The way throws are teched differs from KOF to KOF, but it it the same in KOF2002UM and KOFXIII, so I will use these two games as a basis. Whenever you are thrown and you want to tech, you need to hold any direction and press the button of the corresponding throw. So, if Iori throws you with b/f+C you can hold d/b+C to tech. And if Billy throws you with his b/f+D throw you can hold b+D to tech. This seems to imply that you need to guess which throw your opponent is going to use to tech. But you can option select it easily. Whenever someone throws you, you can quickly tap both C and D in succession and it will tech both throws. The movement needed to do this is a lot like piano-ing or “p-linking” in Street Fighter 4.
In the original KOF2002 you could tech both types of normal throws by simply pressing C and D at the same time and in KOF98 you can tech with any one button regardless which button the opponent used to throw you with.
When you are thrown during a normal move, command normal move, Roll or CD attack, you cannot tech a throw. If you are grabbed during a special move or super you can tech a throw. In KOF98 you can always tech a throw.
As mentioned earlier, you can only attempt tick throws if you have scared your opponent into not pressing buttons. But even when the defending player is too scared to press buttons, he can still defend against tick throws with a technique called Alternate Guard.
If you block an attack, you can continue to stay in block animation, and remain unthrowable, by quickly alternating between standing guard and crouching guard. You know you are doing it correctly if you are not moving backwards when alternate guarding.
To stop an opponent from alternate guarding, you have to exploit the fact that they’re not blocking low for some part of their alternate guard movement, and thus you need to throw out a low to beat the alternate guarding. This can be quite difficult, because the opponent can choose to block high for a very short time, and block low for much longer when alternate guarding.
Below we see an example of Orochi Yashiro doing a tick throw with cr.A to hcf+P on a crouch blocking Mai. The second part of the video the Mai player alternate guards, and this time the tickthrow does not hit Mai. In fact none of Orochi Yashiro’s grabs are able to hit her anymore for as long as the Mai player decides to continue to alternate guard.
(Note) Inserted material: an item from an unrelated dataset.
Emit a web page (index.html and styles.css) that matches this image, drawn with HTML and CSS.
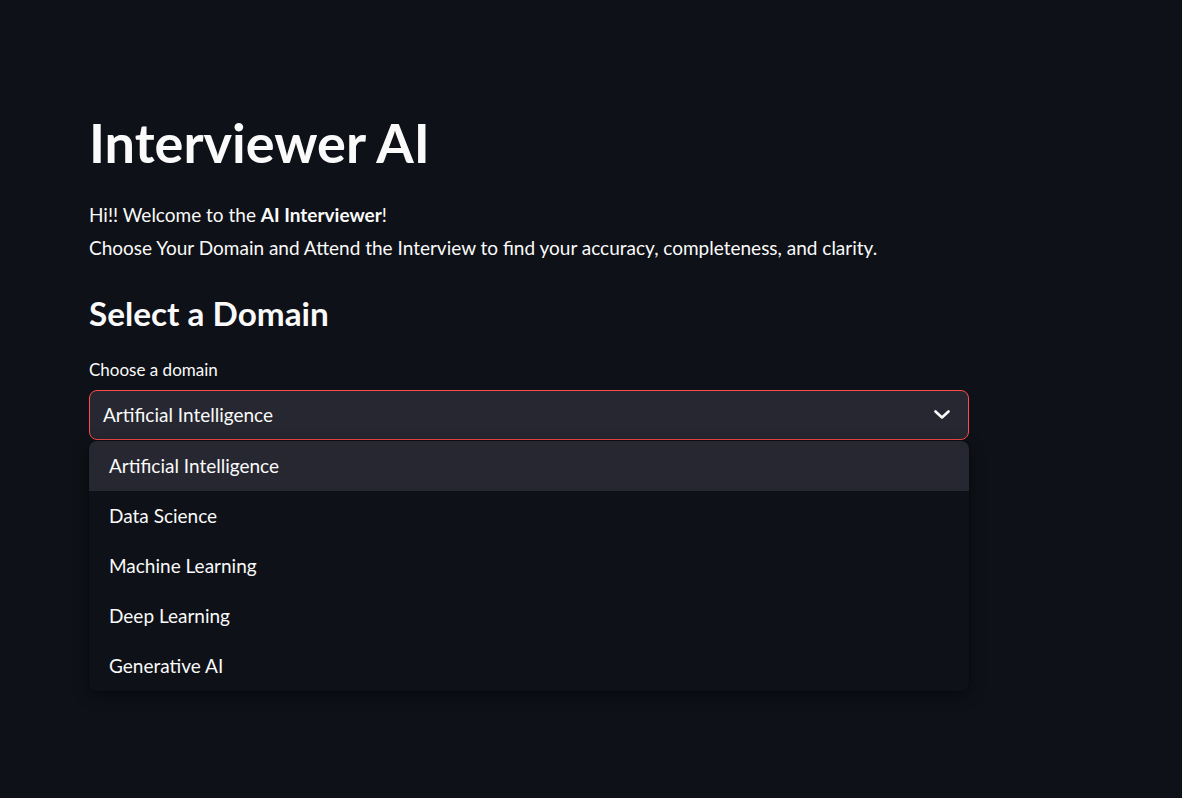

Needless to say, alternate guard is an essential technique to defend against grappler type characters.
In the Arcade version of The King of Fighters XIII, Alternate Guard played a much less important role than in older KOFs for several reasons. First of all, it is a lot more difficult to alternate guard in KOFXIII and requires much quicker movement than in older KOFs. Secondly, some characters lack the ability to Alternate Guard altogether. For example, Maxima cannot Alternate Guard at all.
Luckily, all of this has been fixed in the console version. All characters can Alternate Guard now, and it has become significantly easier to do so.
It is possible to alternate guard even without blocking an attack. If someone whiffs an attack at some range away from you you’ll still go into a guarding animation. This can also be extended by alternate guarding.